La fin du XIXe siècle voit en effet les premiers pneus apparaître. Indispensable au développement de l’automobile, le caoutchouc va rapidement devenir un enjeu économique de taille. Dès lors, la forêt amazonienne va être le théâtre d’un engouement comparable à celui de la ruée vers l’or : la fièvre du caoutchouc.

Attirés par le gain, des milliers d’hommes pénètrent au plus profond de la forêt et de nombreuses villes voient le jour. De toutes, c’est Manaus qui symbolise le plus cet âge d’or. Relié à l’Océan atlantique, et donc au monde, par le fleuve Amazone, cet ancien village de garnison devient l’une des villes les plus prospères du monde. Au cœur de la jungle, le téléphone, l’électricité, le tramway font leur arrivée, en même temps que se construisent des palais dans lesquels les barons du caoutchouc donnent des réceptions dignes du Vieux continent.
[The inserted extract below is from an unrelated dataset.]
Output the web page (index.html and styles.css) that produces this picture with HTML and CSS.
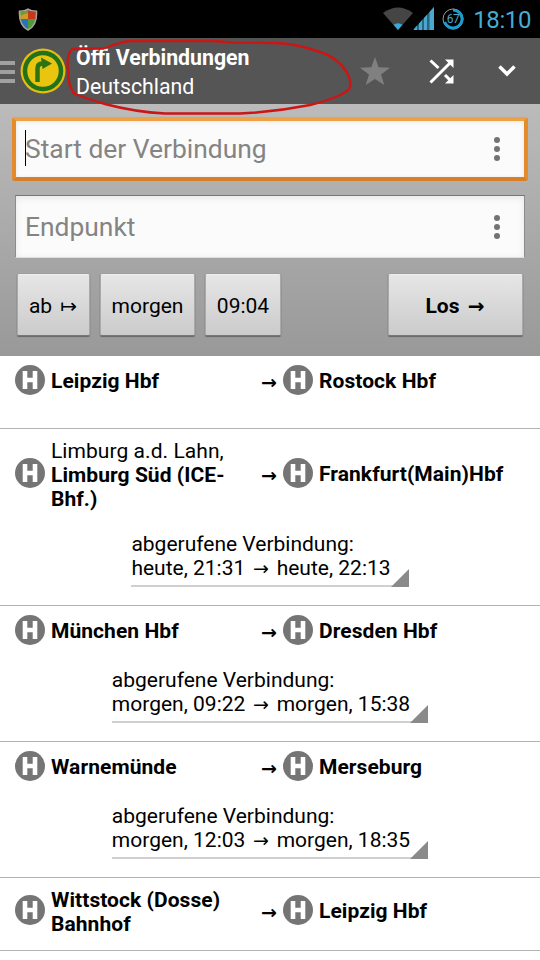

Ce luxe et ces fastes contrastent néanmoins avec une autre réalité, celle des seringueiros, les ouvriers chargés de la collecte du latex, exploités dans des conditions proches de celles de l’esclavage.

Dès 1876, l’empire du caoutchouc amazonien va commencer à décliner avec le vol rocambolesque de 70 000 graines d’hévéas par un Anglais, Henry Wickham, surnommé « le bourreau de l’Amazonie » par les barons du caoutchouc. Moins de 3 000 germèrent, suffisamment cependant pour les introduire dans les colonies anglaises, au Ceylan (actuel Sri Lanka) d’abord, puis en Malaise et en Indonésie. En Amazonie, les cours s’effondrent. Les producteurs de latex revendent à bas prix leurs terres aux éleveurs de bovins, qui rasent les forêts et licencient les seringueiros. L’un d’entre eux, Chico Mendes, crée en 1975 un syndicat afin de défendre la forêt amazonienne et ceux qui en vivent. Ce personnage charismatique obtient la création de réserves forestières afin d’empêcher les éleveurs de déboiser mais il est assassiné en 1988 sur les ordres d’un riche propriétaire. Aujourd’hui encore, il reste un symbole, résumé par l’une de ses citations : « Au début, je pensais que je me battais pour sauver les hévéas ; puis j’ai pensé que je me battais pour sauver la forêt amazonienne. Maintenant, je sais que je me bats pour l’humanité ».